In the Pennsylvania convention, on December I, 1787, one of the most distinguished lawyers of that generation made a memorable speech, expressing the universal knowledge that the American concept had taken forever the place of the Tory concept in fundamental American law. We commend a careful study of that speech to those of our public leaders and “constitutional” lawyers, who for five years have been acting on the assumption that the Tory concept has again become our fundamental American law.
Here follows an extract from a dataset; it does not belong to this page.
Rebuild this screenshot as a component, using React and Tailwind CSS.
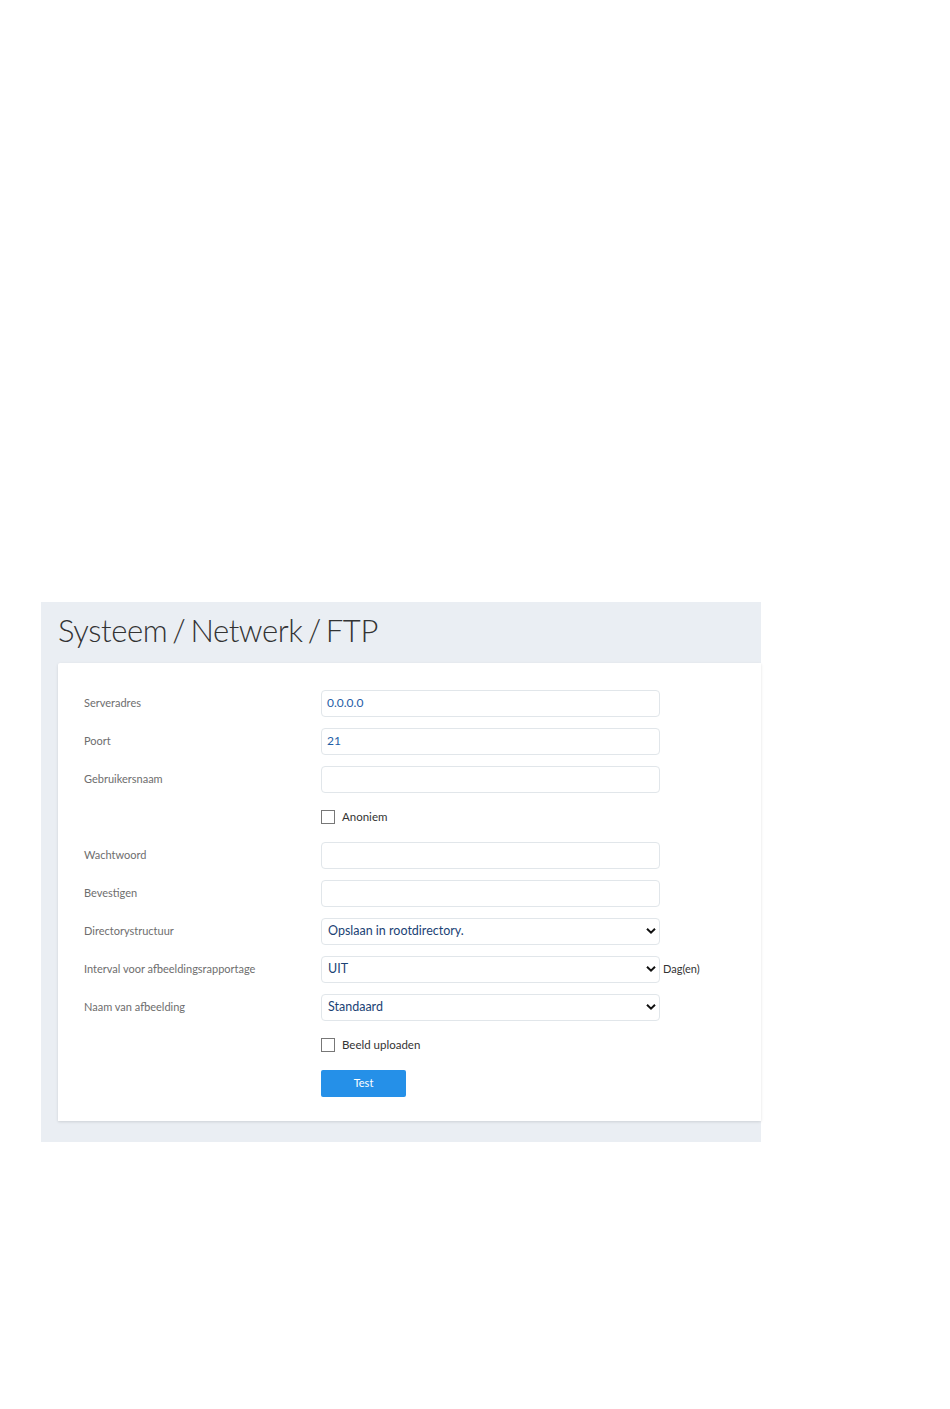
import React from "react";

const Chevron = () => (
  <svg width="10" height="7" viewBox="0 0 10 7" className="absolute right-[3px] top-1/2 -translate-y-1/2">
    <path d="M1 1.2 L5 5.2 L9 1.2" fill="none" stroke="#111" strokeWidth="2" />
  </svg>
);

const Row = ({ label, children }) => (
  <div className="flex items-center h-[26px] mb-[12px]">
    <div className="w-[237px] text-[11px] text-[#6e6e6e]">{label}</div>
    <div className="flex items-center">{children}</div>
  </div>
);

const Input = ({ value }) => (
  <div className="w-[339px] h-[27px] border border-[#e1e6ea] rounded-[4px] bg-white flex items-center px-[5px] text-[12px] text-[#1f5ea6]">
    {value}
  </div>
);

const Select = ({ value }) => (
  <div className="relative w-[339px] h-[27px] border border-[#e1e6ea] rounded-[4px] bg-white flex items-center px-[6px] text-[12.5px] text-[#1b4375]">
    {value}
    <Chevron />
  </div>
);

const Check = ({ label }) => (
  <div className="flex items-center">
    <div className="w-[14px] h-[14px] border border-[#777] bg-white" />
    <span className="ml-[7px] text-[11.5px] text-[#333]">{label}</span>
  </div>
);

export default function App() {
  return (
    <div className="bg-white min-h-[1409px] pt-[602px] pl-[41px]" style={{ fontFamily: "Lato, 'Open Sans', sans-serif" }}>
      <div className="w-[720px] bg-[#eaeef3] pb-[21px]">
        <div className="h-[61px] pl-[17px] flex items-center">
          <h1 className="text-[31px] font-light text-[#333] tracking-[-0.4px] [word-spacing:-3px] leading-none -mt-[5px]">Systeem / Netwerk / FTP</h1>
        </div>
        <div className="ml-[17px] bg-white rounded-tl-[2px] shadow-[0_1px_3px_rgba(0,0,0,0.12)] pt-[27px] pb-[24px] pl-[26px]">
          <Row label="Serveradres"><Input value="0.0.0.0" /></Row>
          <Row label="Poort"><Input value="21" /></Row>
          <Row label="Gebruikersnaam"><Input value="" /></Row>
          <Row label=""><Check label="Anoniem" /></Row>
          <Row label="Wachtwoord"><Input value="" /></Row>
          <Row label="Bevestigen"><Input value="" /></Row>
          <Row label="Directorystructuur"><Select value="Opslaan in rootdirectory." /></Row>
          <Row label="Interval voor afbeeldingsrapportage">
            <Select value="UIT" />
            <span className="ml-[3px] text-[11px] text-[#333]">Dag(en)</span>
          </Row>
          <Row label="Naam van afbeelding"><Select value="Standaard" /></Row>
          <Row label=""><Check label="Beeld uploaden" /></Row>
          <div className="flex">
            <div className="w-[237px]" />
            <button className="w-[85px] h-[27px] bg-[#2590e8] rounded-[2px] text-white text-[11px]">Test</button>
          </div>
        </div>
      </div>
    </div>
  );
}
We average Americans, after living with those earlier Americans, are not surprised to listen to the statements of Wilson. “The secret is now disclosed, and it is discovered to be a dread, that the boasted state sovereignties will, under this system, be disrobed of part of their power.... Upon what principle is it contended that the sovereign power resides in the state governments?... The proposed system sets out with a declaration that its existence depends upon the supreme authority of the people alone.... When the principle is once settled that the people are the source of authority, the consequence is, that they may take from the subordinate governments powers which they have hitherto trusted them, and place those powers in the general government, if it is thought that there they will be productive of more good. They can distribute one portion of power to the more contracted circle, called state governments; they can also furnish another proportion to the government of the United States. Who will undertake to say, as a state officer, that the people may not give to the general government what powers, and for what purposes, they please? How comes it, sir, that these state governments dictate to their superiors—to the majesty of the people?” (2 Ell. Deb. 443.)